There’s a very simple reason why Steve Angello‘s Wild Youth will be remembered as one of the strongest albums of 2015: It doesn’t sound like anything else on the market right now.
Being that it’s his first full-length album since the 2013 disbanding of his supergroup, Swedish House Mafia, he could have gone the route of his former collaborators and released the hard-kicks-and-hoover-synths progressive house that floods festival main stages worldwide. Given the scene’s current obsession with all things underground, he could also have surrendered himself to whatever whatever deep or tech variety of hipster house is currently being lauded as the second coming of Christ. Instead, Wild Youth Chapter 1 sounds like an evolution of the EDM sound Angello played no small role in shaping that neither betrays nor seeks refuge in the creative legacy he’s already left behind.
The album kicks off with “Children of the Wild,” the track which first signaled the electronic music world to Angello’s bold digression from the status quo. From its anthemic lyrics down to its strangely antiquated instrumental musings, this track told us everything we needed to know about the rest of the album. This wasn’t going to be by-the-numbers EDM, and Angello couldn’t have made that clearer.
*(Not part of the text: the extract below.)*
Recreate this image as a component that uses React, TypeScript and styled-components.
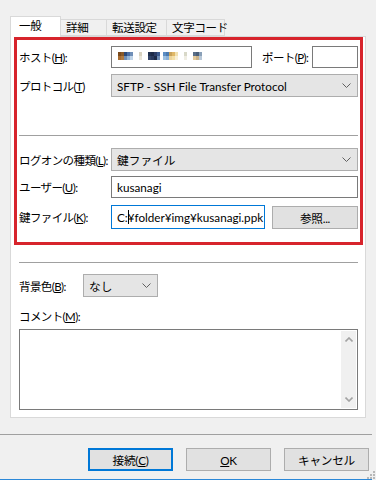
import React from "react";
import styled, { createGlobalStyle } from "styled-components";

const Global = createGlobalStyle`
  html, body { margin: 0; padding: 0; background: #f0f0f0; }
  body {
    font-family: "Lato", "Noto Sans CJK JP", sans-serif;
    font-size: 11.7px;
    color: #000;
  }
`;

const Window = styled.div`
  width: 376px;
  height: 480px;
  box-sizing: border-box;
  padding-top: 16px;
  display: flex;
  flex-direction: column;
  position: relative;
  overflow: hidden;
`;

const TabBar = styled.div`
  display: flex;
  align-items: flex-end;
  height: 20px;
  margin-left: 10px;
`;

const Tab = styled.div<{ $active?: boolean; $w: number }>`
  width: ${(p) => p.$w}px;
  height: ${(p) => (p.$active ? 21 : 17)}px;
  box-sizing: border-box;
  border: 1px solid #d9d9d9;
  border-bottom: ${(p) => (p.$active ? "none" : "1px solid #d9d9d9")};
  border-left: ${(p) => (p.$active ? "1px solid #d9d9d9" : "none")};
  background: ${(p) => (p.$active ? "#fff" : "#f0f0f0")};
  display: flex;
  align-items: center;
  padding-left: ${(p) => (p.$active ? 8 : 5)}px;
  padding-bottom: ${(p) => (p.$active ? 3 : 0)}px;
  white-space: nowrap;
  line-height: 1;
  font-size: 11.5px;
  letter-spacing: -0.3px;
  position: relative;
  z-index: ${(p) => (p.$active ? 2 : 1)};
  margin-bottom: ${(p) => (p.$active ? -1 : 0)}px;
`;

const Panel = styled.div`
  margin-left: 10px;
  width: 356px;
  height: 382px;
  box-sizing: border-box;
  background: #fff;
  border: 1px solid #d9d9d9;
  display: flex;
  flex-direction: column;
`;

const RedBox = styled.div`
  margin-left: 3px;
  width: 349px;
  height: 208px;
  box-sizing: border-box;
  border: 3px solid #d7242c;
  padding: 6px 2px 0 2px;
  display: flex;
  flex-direction: column;
`;

const Row = styled.div<{ $top?: number }>`
  display: flex;
  align-items: center;
  margin-top: ${(p) => p.$top ?? 0}px;
`;

const Label = styled.div<{ $w?: number }>`
  width: ${(p) => p.$w ?? 92}px;
  flex-shrink: 0;
  white-space: nowrap;
  font-size: 11.5px;
  letter-spacing: -0.6px;
`;

const U = styled.span`
  text-decoration: underline;
  text-underline-offset: 1px;
`;

const Input = styled.div<{ $w?: number; $focus?: boolean; $h?: number }>`
  ${(p) => (p.$w ? `width: ${p.$w}px;` : "flex: 1;")}
  height: ${(p) => p.$h ?? 22}px;
  box-sizing: border-box;
  border: 1px solid ${(p) => (p.$focus ? "#0078d7" : "#7a7a7a")};
  background: #fff;
  display: flex;
  align-items: center;
  padding-left: 5px;
  overflow: hidden;
  white-space: nowrap;
`;

const Select = styled.div<{ $w?: number }>`
  ${(p) => (p.$w ? `width: ${p.$w}px;` : "flex: 1;")}
  height: 23px;
  box-sizing: border-box;
  border: 1px solid #adadad;
  background: #e5e5e5;
  display: flex;
  align-items: center;
  justify-content: space-between;
  padding: 0 6px 0 5px;
  white-space: nowrap;
`;

const Btn = styled.div<{ $default?: boolean; $w?: number }>`
  width: ${(p) => p.$w ?? 85}px;
  height: 23px;
  box-sizing: border-box;
  border: ${(p) => (p.$default ? "2px solid #0078d7" : "1px solid #adadad")};
  background: #e1e1e1;
  display: flex;
  align-items: center;
  justify-content: center;
  flex-shrink: 0;
  white-space: nowrap;
  letter-spacing: -0.3px;
`;

const Sep = styled.div<{ $top: number; $right?: number }>`
  height: 1px;
  background: #a0a0a0;
  margin-top: ${(p) => p.$top}px;
  margin-right: ${(p) => p.$right ?? 0}px;
`;

const Spacer = styled.div<{ $w: number }>`
  width: ${(p) => p.$w}px;
  flex-shrink: 0;
`;

const Inner = styled.div`
  padding: 0 7px 0 8px;
  display: flex;
  flex-direction: column;
`;

const CommentLabel = styled.div`
  margin-top: 9px;
  height: 20px;
  display: flex;
  align-items: center;
  font-size: 11.5px;
  letter-spacing: -0.6px;
`;

const TextArea = styled.div`
  margin-top: 3px;
  height: 81px;
  box-sizing: border-box;
  border: 1px solid #7a7a7a;
  display: flex;
  justify-content: flex-end;
`;

const ScrollTrack = styled.div`
  width: 15px;
  margin: 1px 1px 1px 0;
  background: #f0f0f0;
  display: flex;
  flex-direction: column;
  justify-content: space-between;
  align-items: center;
  padding: 6px 0;
  box-sizing: border-box;
`;

const Footer = styled.div`
  display: flex;
  flex-direction: column;
`;

const ButtonRow = styled.div`
  display: flex;
  justify-content: flex-end;
  gap: 13px;
  margin-top: 13px;
  padding-right: 7px;
`;

const BottomEdge = styled.div`
  position: absolute;
  left: 0;
  right: 4px;
  bottom: 0;
  height: 1px;
  background: #2b88d8;
`;

const Grip = styled.svg`
  position: absolute;
  right: 1px;
  bottom: 1px;
`;

const Mosaic = styled.div`
  display: grid;
  grid-template-columns: repeat(28, 3px);
  grid-auto-rows: 4px;
  margin-top: -2px;
  margin-left: 1px;
`;

const Cell = styled.div<{ $c: string }>`
  background: ${(p) => p.$c};
`;

const Caret = styled.span`
  display: inline-block;
  width: 1px;
  height: 14px;
  background: #000;
  vertical-align: middle;
  margin: 0 -1px 0 0;
`;

const Chevron = ({ up }: { up?: boolean }) => (
  <svg width="9" height="5" viewBox="0 0 9 5">
    <polyline
      points={up ? "0.5,4.5 4.5,0.5 8.5,4.5" : "0.5,0.5 4.5,4.5 8.5,0.5"}
      fill="none"
      stroke="#606060"
      strokeWidth="1"
    />
  </svg>
);

const ScrollArrow = ({ up }: { up?: boolean }) => (
  <svg width="8" height="5" viewBox="0 0 8 5">
    <polyline
      points={up ? "0.5,4.5 4,1 7.5,4.5" : "0.5,0.5 4,4 7.5,0.5"}
      fill="none"
      stroke="#a3a3a3"
      strokeWidth="1.6"
    />
  </svg>
);

// pixelated hostname (two rows of 3px cells)
const W = "#fff";
const top = [
  "#7a4a1c", "#8a5a28", "#2b4a7a", "#4a6fa5", "#6f8fb8", W, W, "#d8d2c0", W, W,
  "#20304f", "#1c2a48", "#2c3d66", "#3a5a8f", W, "#5d8ec4", "#4a7ab0", "#c8a25a",
  "#e0b868", "#f0e0b0", W, W, "#d8d8c8", W, W, "#5a6e88", "#4a5e78", "#8aa0b8",
];
const bot = [
  "#a86c30", "#b07a40", "#6f8fb8", "#95b5d5", "#c0d4e8", W, W, "#eae6da", W, W,
  "#324468", "#2a3a5e", "#1c2a48", "#6d8cb5", W, "#9dc0e0", "#8ab0d8", "#ecd49c",
  "#f4e0a8", "#f8f0d8", W, W, "#f0eee4", W, W, "#e2c89a", "#c8b088", "#b8c8d8",
];

const App: React.FC = () => (
  <Window>
    <Global />
    <TabBar>
      <Tab $active $w={51}>一般</Tab>
      <Tab $w={46}>詳細</Tab>
      <Tab $w={60}>転送設定</Tab>
      <Tab $w={58}>文字コード</Tab>
    </TabBar>
    <Panel>
      <RedBox>
        <Row>
          <Label>ホスト(<U>H</U>):</Label>
          <Input $w={141}>
            <Mosaic>
              {top.map((c, i) => (
                <Cell key={"t" + i} $c={c} />
              ))}
              {bot.map((c, i) => (
                <Cell key={"b" + i} $c={c} />
              ))}
            </Mosaic>
          </Input>
          <Spacer $w={10} />
          <Label $w={50}>ポート(<U>P</U>):</Label>
          <Input />
        </Row>
        <Row $top={6}>
          <Label>プロトコル(<U>T</U>)</Label>
          <Select>
            <span>SFTP - SSH File Transfer Protocol</span>
            <Chevron />
          </Select>
        </Row>
        <Sep $top={38} />
        <Row $top={12}>
          <Label>ログオンの種類(<U>L</U>):</Label>
          <Select>
            <span>鍵ファイル</span>
            <Chevron />
          </Select>
        </Row>
        <Row $top={5}>
          <Label>ユーザー(<U>U</U>):</Label>
          <Input>kusanagi</Input>
        </Row>
        <Row $top={7}>
          <Label>鍵ファイル(<U>K</U>):</Label>
          <Input $w={154} $h={24} $focus>
            C:<Caret />¥folder¥img¥kusanagi.ppk
          </Input>
          <Spacer $w={7} />
          <Btn $w={86}>参照...</Btn>
        </Row>
      </RedBox>
      <Inner>
        <Sep $top={17} />
        <Row $top={11}>
          <Label $w={64}>背景色(<U>B</U>):</Label>
          <Select $w={75}>
            <span>なし</span>
            <Chevron />
          </Select>
        </Row>
        <CommentLabel>コメント(<U>M</U>):</CommentLabel>
        <TextArea>
          <ScrollTrack>
            <ScrollArrow up />
            <ScrollArrow />
          </ScrollTrack>
        </TextArea>
      </Inner>
    </Panel>
    <Footer>
      <Sep $top={16} $right={4} />
      <ButtonRow>
        <Btn $default>
          接続(<U>C</U>)
        </Btn>
        <Btn>
          <U>O</U>K
        </Btn>
        <Btn>キャンセル</Btn>
      </ButtonRow>
    </Footer>
    <BottomEdge />
    <Grip width="8" height="8" viewBox="0 0 8 8">
      {[
        [6, 0], [6, 3], [3, 3], [6, 6], [3, 6], [0, 6],
      ].map(([x, y], i) => (
        <rect key={i} x={x} y={y} width="2" height="2" fill="#b8b8b8" />
      ))}
    </Grip>
  </Window>
);

export default App;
In fact, “Tiger” sounds about as close to what most would call “EDM” as anything on the effort. Humming, chirping synths and effects adorn the markedly low tempo of the track with an otherwise club-friendly quality that will ensure it placement in its fair share of live sets following the release of Chapter 1.
Of course, for all its experimental moments, Chapter 1 still features its share of mass appeal. “Wasted Love” is the kind of song you might hear from a band like U2, and Angello’s remix of Saturday, Monday’s “The Ocean” – which features vocals by Julia Spada – is replete with a saccharine synth pop sting that makes it infectiously danceable.
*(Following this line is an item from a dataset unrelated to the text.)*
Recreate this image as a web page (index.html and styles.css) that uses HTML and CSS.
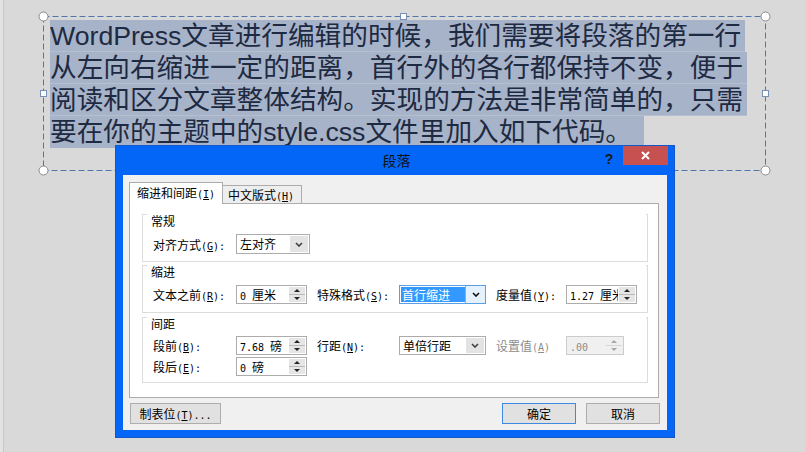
FILE: index.html
```html
<!DOCTYPE html>
<html lang="zh-CN">
<head>
    <meta charset="UTF-8">
    <title>段落</title>
    <link rel="stylesheet" href="styles.css">
</head>
<body>
    <div class="stage">
        <div class="slide-text">
            <div class="line">WordPress文章进行编辑的时候，我们需要将段落的第一行</div>
            <div class="line">从左向右缩进一定的距离，首行外的各行都保持不变，便于</div>
            <div class="line">阅读和区分文章整体结构。实现的方法是非常简单的，只需</div>
            <div class="line last">要在你的主题中的style.css文件里加入如下代码。</div>
        </div>

        <!-- selection frame of the text box -->
        <svg class="frame" width="805" height="452" viewBox="0 0 805 452">
            <rect x="43.5" y="16.5" width="722" height="154" fill="none" stroke="#5176ab" stroke-dasharray="6 3"/>
            <circle cx="43.5" cy="16.5" r="4.5" fill="#fff" stroke="#8a8a8a"/>
            <circle cx="765.5" cy="16.5" r="4.5" fill="#fff" stroke="#8a8a8a"/>
            <circle cx="43.5" cy="170.5" r="4.5" fill="#fff" stroke="#8a8a8a"/>
            <circle cx="765.5" cy="170.5" r="4.5" fill="#fff" stroke="#8a8a8a"/>
            <rect x="400.5" y="13.5" width="6" height="6" fill="#fff" stroke="#7890b6"/>
            <rect x="40.5" y="90.5" width="6" height="6" fill="#fff" stroke="#7890b6"/>
            <rect x="762.5" y="90.5" width="6" height="6" fill="#fff" stroke="#7890b6"/>
        </svg>

        <div class="dialog">
            <div class="titlebar">
                <div class="title">段落</div>
                <div class="help">?</div>
                <div class="close">
                    <svg width="9" height="9" viewBox="0 0 9 9"><path d="M1 1 L8 8 M8 1 L1 8" stroke="#fff" stroke-width="2"/></svg>
                </div>
            </div>

            <div class="dlg-body">
                <div class="tabs">
                    <div class="tab active">缩进和间距<span class="a">(<u>I</u>)</span></div>
                    <div class="tab">中文版式<span class="a">(<u>H</u>)</span></div>
                </div>

                <div class="panel">
                    <div class="group g1">
                        <div class="legend">常规</div>
                        <div class="row tall">
                            <span class="lbl">对齐方式<span class="a">(<u>G</u>):</span></span>
                            <div class="combo w74">
                                <span class="val">左对齐</span>
                                <span class="drop"><svg width="8" height="5" viewBox="0 0 8 5"><path d="M1 1 L4 4 L7 1" fill="none" stroke="#404040" stroke-width="1.6"/></svg></span>
                            </div>
                        </div>
                    </div>

                    <div class="group g2">
                        <div class="legend">缩进</div>
                        <div class="row">
                            <span class="lbl">文本之前<span class="a">(<u>R</u>):</span></span>
                            <div class="spin w71">
                                <span class="val"><span class="a">0 </span>厘米</span>
                                <span class="arrows"><span class="up"></span><span class="down"></span></span>
                            </div>
                            <span class="lbl mid">特殊格式<span class="a">(<u>S</u>):</span></span>
                            <div class="combo w87 focus">
                                <span class="val"><span class="sel">首行缩进</span></span>
                                <span class="drop"><svg width="8" height="5" viewBox="0 0 8 5"><path d="M1 1 L4 4 L7 1" fill="none" stroke="#111" stroke-width="1.6"/></svg></span>
                            </div>
                            <span class="lbl right">度量值<span class="a">(<u>Y</u>):</span></span>
                            <div class="spin w71">
                                <span class="val"><span class="a">1.27 </span>厘米</span>
                                <span class="arrows"><span class="up"></span><span class="down"></span></span>
                            </div>
                        </div>
                    </div>

                    <div class="group g3">
                        <div class="legend">间距</div>
                        <div class="row">
                            <span class="lbl">段前<span class="a">(<u>B</u>):</span></span>
                            <div class="spin w71">
                                <span class="val"><span class="a">7.68 </span>磅</span>
                                <span class="arrows"><span class="up"></span><span class="down"></span></span>
                            </div>
                            <span class="lbl mid">行距<span class="a">(<u>N</u>):</span></span>
                            <div class="combo w87">
                                <span class="val">单倍行距</span>
                                <span class="drop"><svg width="8" height="5" viewBox="0 0 8 5"><path d="M1 1 L4 4 L7 1" fill="none" stroke="#404040" stroke-width="1.6"/></svg></span>
                            </div>
                            <span class="lbl right disabled">设置值<span class="a">(<u>A</u>)</span></span>
                            <div class="spin w58 disabled">
                                <span class="val"><span class="a">.00</span></span>
                                <span class="arrows"><span class="up"></span><span class="down"></span></span>
                            </div>
                        </div>
                        <div class="row second">
                            <span class="lbl">段后<span class="a">(<u>E</u>):</span></span>
                            <div class="spin w71">
                                <span class="val"><span class="a">0 </span>磅</span>
                                <span class="arrows"><span class="up"></span><span class="down"></span></span>
                            </div>
                        </div>
                    </div>
                </div>

                <div class="buttons">
                    <div class="btn tabs-btn">制表位<span class="a">(<u>T</u>)...</span></div>
                    <div class="spacer"></div>
                    <div class="btn default">确定</div>
                    <div class="btn">取消</div>
                </div>
            </div>
        </div>
    </div>
</body>
</html>
```

FILE: styles.css
```css
body {
    margin: 0;
    background-color: #d9d9d9;
}

.stage {
    position: relative;
    width: 805px;
    height: 452px;
    overflow: hidden;
    background: linear-gradient(to right, #e2e2e2 0, #e2e2e2 3px, #c8c8c8 3px, #c8c8c8 4px, #d9d9d9 4px);
}

/* slide text, selected */
.slide-text {
    padding: 20px 0 0 50px;
    font-family: "Liberation Sans", "Noto Sans CJK SC", sans-serif;
    font-size: 26.67px;
    color: #1e2a42;
}

.line {
    width: fit-content;
    height: 32px;
    line-height: 32px;
    padding-right: 4px;
    white-space: nowrap;
    background-color: #a7b3c8;
    box-sizing: border-box;
    border-bottom: 1px solid #b6bfd0;
}

.line.last {
    padding-right: 12px;
    border-bottom: none;
}

.frame {
    position: absolute;
    top: 0;
    left: 0;
    pointer-events: none;
}

/* dialog window */
.dialog {
    position: absolute;
    left: 115px;
    top: 145px;
    width: 560px;
    height: 293px;
    box-sizing: border-box;
    background-color: #0366f6;
    border: 1px solid #1457c8;
    padding: 0 7px 7px 7px;
    font-family: "Noto Sans CJK SC", sans-serif;
    font-size: 12px;
    color: #000;
}

/* half-width latin parts, like the 6px cells of the system font */
.a {
    font-family: "DejaVu Sans Mono", monospace;
    font-size: 10px;
}

.titlebar {
    display: flex;
    align-items: flex-start;
    height: 29px;
    padding-left: 68px;
}

.title {
    flex: 1;
    text-align: center;
    line-height: 29px;
    font-size: 14px;
    color: #111;
}

.help {
    width: 14px;
    margin-top: 5px;
    margin-right: 7px;
    line-height: 16px;
    text-align: center;
    font-family: "Liberation Sans", sans-serif;
    font-weight: bold;
    font-size: 14px;
    color: #1a1a1a;
}

.close {
    display: flex;
    align-items: center;
    justify-content: center;
    width: 45px;
    height: 19px;
    margin-right: -1px;
    background-color: #c75050;
}

.dlg-body {
    height: 255px;
    box-sizing: border-box;
    background-color: #f0f0f0;
    padding: 7px 8px 6px 6px;
}

/* tabs */
.tabs {
    display: flex;
    align-items: flex-end;
    height: 21px;
}

.tab {
    box-sizing: border-box;
    border: 1px solid #acacac;
    border-bottom: none;
    white-space: nowrap;
}

.tab.active {
    position: relative;
    z-index: 1;
    width: 94px;
    height: 22px;
    margin-bottom: -1px;
    padding-left: 7px;
    line-height: 20px;
    background-color: #fff;
}

.tab:not(.active) {
    width: 79px;
    height: 18px;
    padding-left: 5px;
    border-left: none;
    line-height: 17px;
    background-color: #eeeeee;
}

.panel {
    height: 195px;
    box-sizing: border-box;
    border: 1px solid #acacac;
    background-color: #fff;
    padding: 17px 10px 0 12px;
}

/* group boxes */
.group {
    position: relative;
    border: 1px solid #dcdcdc;
    border-top: none;
}

.group::before,
.group::after {
    content: "";
    position: absolute;
    top: 0;
    width: 5px;
    height: 1px;
    background-color: #dcdcdc;
}

.group::before {
    left: -1px;
}

.group::after {
    right: -1px;
    width: 2px;
}

.g1 {
    padding-bottom: 7px;
}

.g2 {
    margin-top: 10px;
    padding-bottom: 8px;
}

.g3 {
    margin-top: 11px;
    padding-bottom: 6px;
}

.legend {
    height: 14px;
    margin-top: -7px;
    padding-left: 8px;
    line-height: 14px;
}

.row {
    display: flex;
    align-items: center;
    height: 19px;
    margin-top: 6px;
    padding-left: 10px;
    white-space: nowrap;
}

.row.tall {
    height: 20px;
}

.g3 .row {
    margin-top: 5px;
}

.g3 .row.second {
    margin-top: 2px;
}

.lbl {
    width: 83px;
    flex-shrink: 0;
}

.lbl.mid {
    width: 82px;
    margin-left: 10px;
}

.lbl.right {
    width: 70px;
    margin-left: 10px;
}

.lbl.disabled {
    color: #8d8d8d;
}

/* combo boxes and spinners */
.combo,
.spin {
    display: flex;
    height: 100%;
    box-sizing: border-box;
    border: 1px solid #acacac;
    background-color: #fff;
    flex-shrink: 0;
}

.w74 { width: 74px; }
.w71 { width: 71px; }
.w87 { width: 87px; }
.w58 { width: 58px; }

.val {
    flex: 1;
    overflow: hidden;
    padding-left: 3px;
    line-height: 17px;
    white-space: nowrap;
}

.tall .val {
    line-height: 18px;
}

.drop {
    display: flex;
    align-items: center;
    justify-content: center;
    width: 18px;
    margin: 1px;
    background-color: #e3e3e3;
}

.combo.focus {
    border-color: #5a9fe6;
}

.combo.focus .val {
    padding-left: 1px;
}

.combo.focus .sel {
    display: inline-block;
    width: 63px;
    padding-left: 1px;
    line-height: 15px;
    margin-top: 1px;
    color: #fff;
    background-color: #3399ff;
}

.combo.focus .drop {
    margin: 0;
    width: 19px;
    border-left: 1px solid #7eb4ea;
    background-color: #e5f1fb;
}

.arrows {
    display: flex;
    flex-direction: column;
    width: 16px;
    margin: 1px;
    background-color: #e5e5e5;
}

.arrows span {
    flex: 1;
    display: flex;
    align-items: center;
    justify-content: center;
}

.arrows .up {
    border-bottom: 1px solid #b9b9b9;
}

.arrows .up::after,
.arrows .down::after {
    content: "";
    border: 3px solid transparent;
}

.arrows .up::after {
    border-bottom: 3px solid #222;
    margin-top: -3px;
}

.arrows .down::after {
    border-top: 3px solid #222;
    margin-bottom: -3px;
}

.spin.disabled {
    border-color: #cccccc;
    background-color: #f0f0f0;
    color: #8d8d8d;
}

.spin.disabled .arrows {
    background-color: #f0f0f0;
}

.spin.disabled .arrows .up {
    border-bottom-color: #d6d6d6;
}

.spin.disabled .arrows .up::after {
    border-bottom-color: #a6a6a6;
}

.spin.disabled .arrows .down::after {
    border-top-color: #a6a6a6;
}

/* bottom buttons */
.buttons {
    display: flex;
    height: 21px;
    margin-top: 5px;
}

.btn {
    box-sizing: border-box;
    width: 74px;
    height: 21px;
    border: 1px solid #adadad;
    background-color: #e1e1e1;
    line-height: 19px;
    text-align: center;
}

.btn.tabs-btn {
    width: 91px;
    margin-left: 1px;
}

.spacer {
    flex: 1;
}

.btn.default {
    border-color: #3c8be0;
    margin-right: 10px;
}

.btn:last-child {
    margin-right: -1px;
}
```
However, the high point of the album is his Gary Go collaboration, “Prisoner.” This track starts off simply enough with its alternative post rock stylings, but an otherworldly key change after the first verse puts it in a category all its own. The tastemakers who control the global conversation that is electronic music are those who succeed in crafting a musical experience that hasn’t already been created by somebody else, and if you’re paying enough attention to hear it, then you’ll recognize this moment in the album as such.
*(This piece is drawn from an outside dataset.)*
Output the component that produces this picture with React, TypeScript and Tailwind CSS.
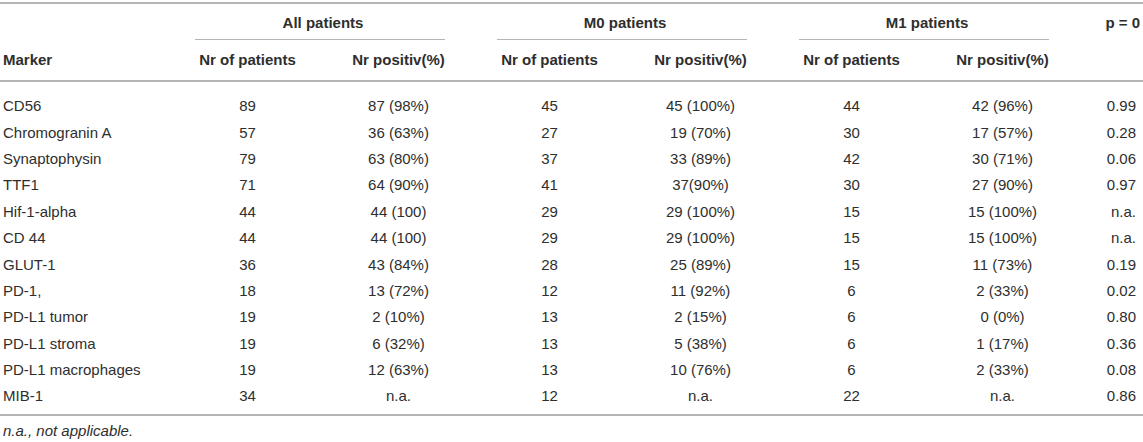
import React from 'react';

type Row = [string, string, string, string, string, string, string, string];

const rows: Row[] = [
  ['CD56', '89', '87 (98%)', '45', '45 (100%)', '44', '42 (96%)', '0.99'],
  ['Chromogranin A', '57', '36 (63%)', '27', '19 (70%)', '30', '17 (57%)', '0.28'],
  ['Synaptophysin', '79', '63 (80%)', '37', '33 (89%)', '42', '30 (71%)', '0.06'],
  ['TTF1', '71', '64 (90%)', '41', '37(90%)', '30', '27 (90%)', '0.97'],
  ['Hif-1-alpha', '44', '44 (100)', '29', '29 (100%)', '15', '15 (100%)', 'n.a.'],
  ['CD 44', '44', '44 (100)', '29', '29 (100%)', '15', '15 (100%)', 'n.a.'],
  ['GLUT-1', '36', '43 (84%)', '28', '25 (89%)', '15', '11 (73%)', '0.19'],
  ['PD-1,', '18', '13 (72%)', '12', '11 (92%)', '6', '2 (33%)', '0.02'],
  ['PD-L1 tumor', '19', '2 (10%)', '13', '2 (15%)', '6', '0 (0%)', '0.80'],
  ['PD-L1 stroma', '19', '6 (32%)', '13', '5 (38%)', '6', '1 (17%)', '0.36'],
  ['PD-L1 macrophages', '19', '12 (63%)', '13', '10 (76%)', '6', '2 (33%)', '0.08'],
  ['MIB-1', '34', 'n.a.', '12', 'n.a.', '22', 'n.a.', '0.86'],
];

const groups = ['All patients', 'M0 patients', 'M1 patients'];

const cols = 'grid grid-cols-[172px_repeat(6,151px)_1fr]';

const App: React.FC = () => {
  return (
    <div className="w-[1143px] h-[442px] bg-white pt-[2px] font-['Liberation_Sans',Arial,sans-serif] text-[15px] leading-[18px] text-[#2e2e2e]">
      <div className="border-t-2 border-[#b5b5b5]">
        {/* header row 1 */}
        <div className={`${cols} h-[36px]`}>
          <div />
          {groups.map((g) => (
            <div key={g} className="col-span-2 flex flex-col justify-between pt-[10px]">
              <div className="text-center font-bold">{g}</div>
              <div className="ml-[23px] mr-[29px] border-t border-[#b5b5b5]" />
            </div>
          ))}
          <div className="pt-[10px] pr-[3px] text-right font-bold">p = 0</div>
        </div>
        {/* header row 2 */}
        <div className={`${cols} h-[40px] items-center font-bold`}>
          <div className="pl-[3px]">Marker</div>
          {groups.map((g) => (
            <React.Fragment key={g}>
              <div className="text-center">Nr of patients</div>
              <div className="text-center">Nr positiv(%)</div>
            </React.Fragment>
          ))}
          <div />
        </div>
      </div>

      <div className="border-t-2 border-b-2 border-[#b5b5b5] pt-[11px] pb-[4px]">
        {rows.map((r) => (
          <div key={r[0]} className={`${cols} h-[26.4px] items-center`}>
            <div className="pl-[3px]">{r[0]}</div>
            {r.slice(1, 7).map((v, i) => (
              <div key={i} className="text-center">
                {v}
              </div>
            ))}
            <div className="pr-[7px] text-right">{r[7]}</div>
          </div>
        ))}
      </div>

      <p className="mt-[6px] pl-[3px] italic">n.a., not applicable.</p>
    </div>
  );
};

export default App;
More than anything else, though, Wild Youth Chapter 1 succeeds in making the listener want to hear what Chapter 2 has in store. Steve Angello‘s journey as a musician has taken him to an interesting place as an artist, and it will be fascinating to see what kind of post-Swedish House Mafia statement he chooses to make once the other half of it is available to the masses.
After a point in his career that most would assume was his prime, Steve Angello has managed to make a unique yet relevant addition to his discography in the form of Wild Youth Chapter 1.